At this very moment a vast world exists that’s free of the coronavirus, where people can mingle without masks and watch the pandemic unfold
JOHANNESBURG
AP
That world is Antarctica, the only continent without COVID-19. Now, as nearly 1,000 scientists and others who wintered over on the ice are seeing the sun for the first time in weeks or months, a global effort wants to make sure incoming colleagues don’t bring the virus with them.
From the UK’s Rothera Research Station off the Antarctic peninsula that curls toward the tip of South America, field guide Rob Taylor described what it’s like in “our safe little bubble.”
In pre-coronavirus days, long-term isolation, self-reliance and psychological strain were the norm for Antarctic teams while the rest of the world saw their life as fascinatingly extreme.
“In general, the freedoms afforded to us are more extensive than those in the UK at the height of lockdown,” said Taylor, who arrived in October and has missed the pandemic entirely. “We can ski, socialize normally, run, use the gym, all within reason.”
Like teams across Antarctica, including at the South Pole, Taylor and his 26 colleagues must be proficient in all sorts of tasks in a remote, communal environment with little room for error. They take turns cooking, make weather observations and “do a lot of sewing,” he said.
Good internet connections mean they’ve watched closely as the pandemic circled the rest of the planet.
At New Zealand’s Scott Base, rounds of mini-golf and a filmmaking competition with other Antarctic bases have been highlights of the Southern Hemisphere’s winter, which ended for the Scott team when they spotted the sun last Friday. It had been away since April.
“I think there’s a little bit of dissociation,” Rory O’Connor, a doctor and the team’s winter leader, said of watching the pandemic from afar. “You acknowledge it cerebrally, but I don’t think we have fully factored in the emotional turmoil it must be causing.”
O’Connor said they will be able to test for the virus once colleagues start arriving as soon as Monday, weeks late because a huge storm dumped 20-feet (6-meter) snowdrifts. Any virus case will spark a “red response level,” he said, with activities stripped down to providing heating, water, power and food.
While COVID-19 has rattled some diplomatic ties, the 30 countries that make up the Council of Managers of National Antarctic Programs teamed up early to keep the virus out. Officials cited unique teamwork among the United States, China, Russia and others.

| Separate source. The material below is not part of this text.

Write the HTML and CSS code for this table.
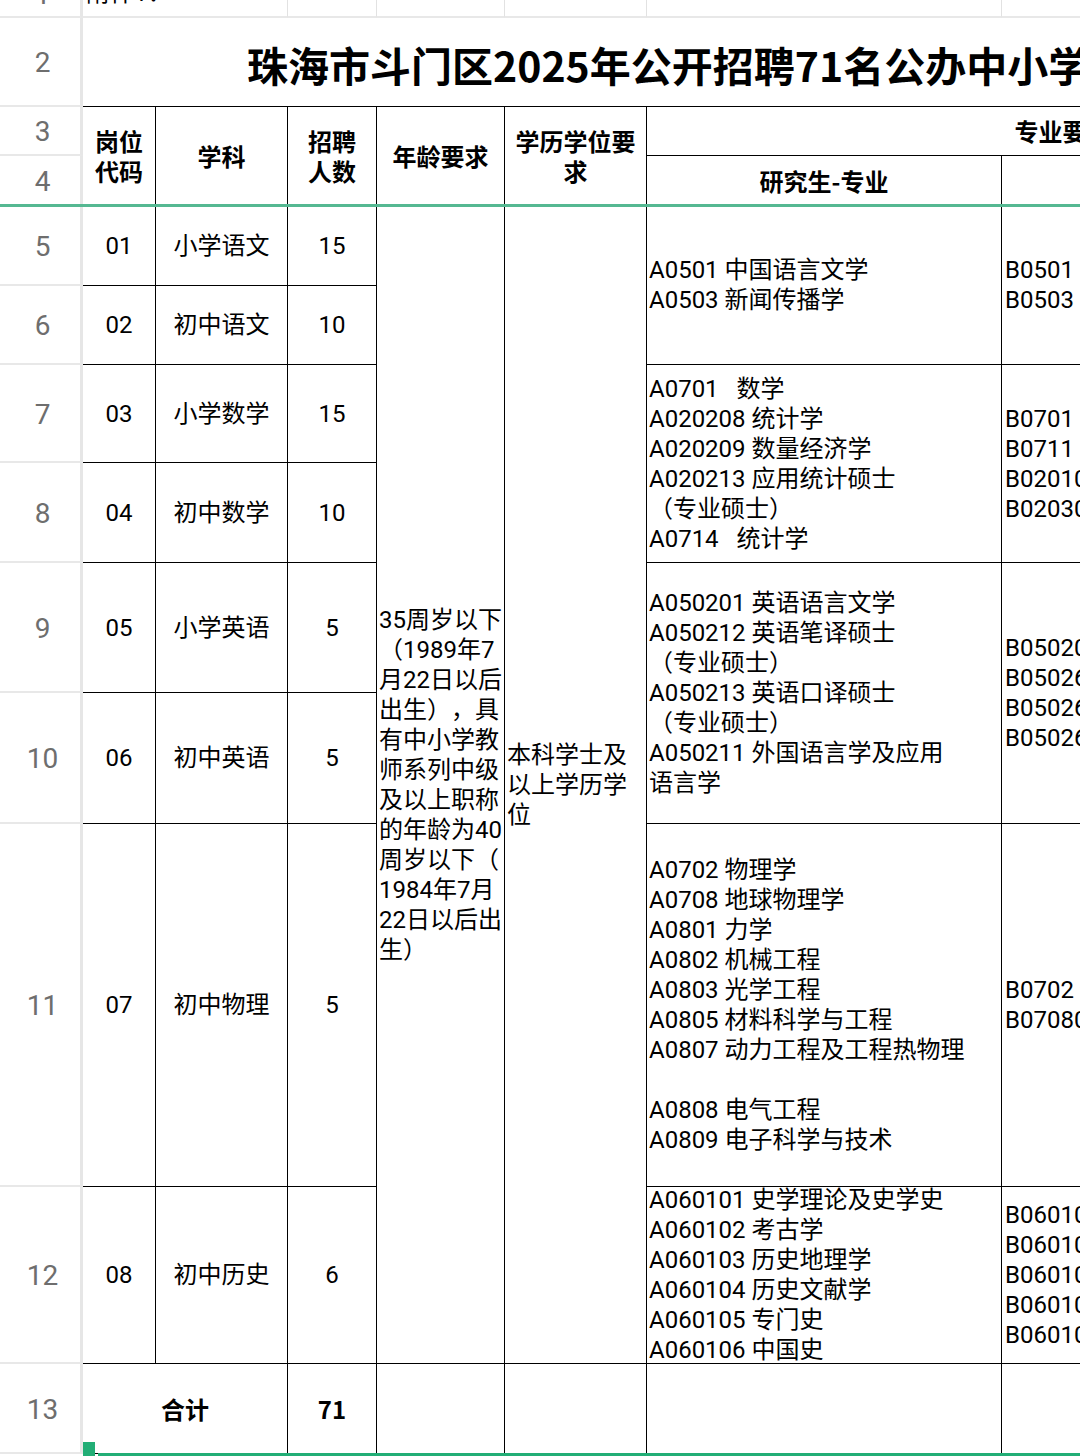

As a frightened world was locking down in March, the Antarctic programs agreed the pandemic could become a major disaster. With the world’s strongest winds and coldest temperatures, the continent roughly the size of the United States and Mexico is already dangerous for workers at 40 year-round bases.
“A highly infectious novel virus with significant mortality and morbidity in the extreme and austere environment of Antarctica with limited sophistication of medical care and public health responses is High Risk with potential catastrophic consequences,” according to a COMNAP document seen by The Associated Press.
No more contact with tourists, COMNAP warned. “No cruise ships should be disembarking.” And for Antarctic teams located near each other, “mutual visits and social events between stations/facilities should be ceased.” Everyone is sending fewer people to the ice for the summer, COMNAP executive secretary Michelle Finnemore said.
In the gateway city of Christchurch, New Zealand, Operation Deep Freeze is preparing to airlift some 120 people to the largest US station, McMurdo. To limit contact between Antarctic workers and flight crew, the plane contains a separate toilet mounted on a pallet.
Like other countries, New Zealand will prioritize long-term data sets, some begun in the 1950s, which measure climate, ozone levels, seismic activity and more, said Sarah Williamson, chief executive of Antarctica New Zealand. It’s sending 100 people to the ice instead of 350, she said.
Some programs are deferring Antarctic operations to next year or even 2022, said Nish Devanunthan, South Africa’s director of Antarctic support.
Precautions extend to the gateway cities — Cape Town, Christchurch, Hobart in Australia, Punta Arenas in Chile and Ushuaia in Argentina. Each has quarantine and testing protocols for workers boarding planes or ships heading south.
Antarctica always has its challenges, Devanunthan said, but when it comes to COVID-19 and the international community as a whole, “I would say this is on the top of the list.”